Zaten Ender Yorgancılar, girdiği son seçimde bir daha aday olmayacağını açıklamıştı. Ama görüyoruz ki, oturduğu koltuğun getirdiği prestij, protokol ve buna benzer artılardan dolayı Yorgancılar’ın “Üzerimde çok baskı var, bir dönem daha aday olmamı istiyorlar, ne yapacağımı bilmiyorum” şeklindeki sözlerini yakınlarıyla paylaştığını duyuyoruz.
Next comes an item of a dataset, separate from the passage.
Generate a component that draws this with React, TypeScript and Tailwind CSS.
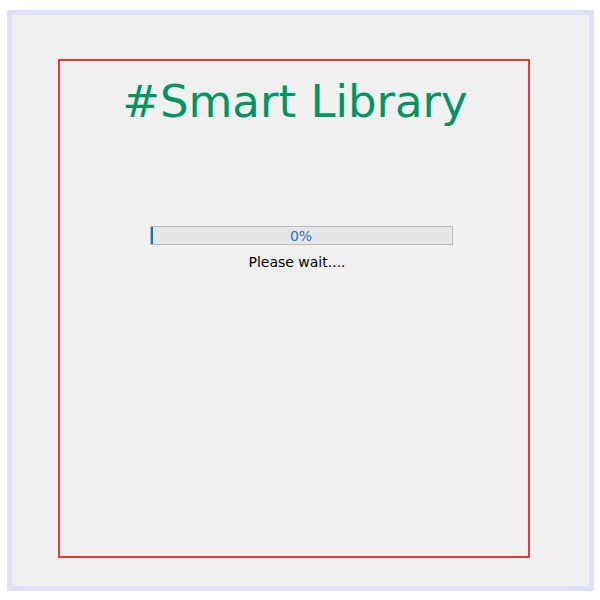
export default function App() {
  return (
    <div className="w-[600px] h-[600px] bg-white pt-[10px] pl-[7px]">
      <div className="w-[587px] h-[581px] border-[5px] border-[#dfdff9] bg-[#f0f0f0] pt-[44px] pl-[46px]">
        <div className="w-[472px] h-[499px] border-[2px] border-[#e23a3e] flex flex-col items-center" style={{ fontFamily: '"DejaVu Sans", Verdana, sans-serif' }}>
          <div className="mt-[13px] ml-[2px] text-[45px] leading-[56px] text-[#009463]">#Smart Library</div>
          <div className="mt-[96px] ml-[14px] relative w-[303px] h-[19px] border border-[#bcbcbc] bg-[#e6e6e6] flex items-center justify-center">
            <div className="absolute left-0 top-0 h-full w-[2px] bg-[#0a74cc]" />
            <span className="text-[14px] text-[#1e73c8] leading-none">0%</span>
          </div>
          <div className="mt-[9px] ml-[6px] text-[14px] leading-[17px] text-black">Please wait....</div>
        </div>
      </div>
    </div>
  );
}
Başkan sen öyle çok isteniyor falan değilsin. Senin tüm endişen o koltuğun tatlı nimetleri kaybetmek istemiyorsun. Yorgancılar dışında da son seçime giren diğer iki başkandan bir tanesi de “bu dönem benim için son” demişti. Hangisi olduğunu şimdi açıklamayacağım ama kulağıma gelenlere göre, bir dönem daha devam etmelisin baskıları varmış…
Fakat bu başkan hakkını yemeyeyim, “Ben söz verdim, bu benim son dönemim demiştim. Şimdi ben bu lafımı yutamam” gibi kendisine tekrar aday ol diyenlere cevap veriyor.
İzmir'deki bu üç başkanın bir araya gelerek, birçok konuda ortak kararlar alması, ortak yaptırımlar uygulaması, ilk başta İzmir’in çok iyi yararına gözükmüş olsa da artık zarar vermeye başlamıştır.
Konuyu şöyle toparlayalım, bu odaları temsil eden başkanlar kolay kolay yan yana gelmezdi. Hatta birbirlerini protesto ederlerdi. Bu üç başkanın 6-7 yıl önce kurdukları dostluk diyaloğu ve işbirlikleri İzmir için güzel sonuçlar verdi. Ama artık görülüyor ki, aynı taht kavgalarında olduğu gibi aradan geçen süre içinde, bu beraberlik başka düşüncelere doğru evrildi. Şu anda bu üç başkanın tavırları İzmir'e ve İzmirli iş adamlarına da zarar vermeye başlamıştır.
Önümüzdeki günlerde bu konuları konuşmaya devam edeceğiz.
İnşallah ‘ağalar’ kendilerine çekidüzen verirler.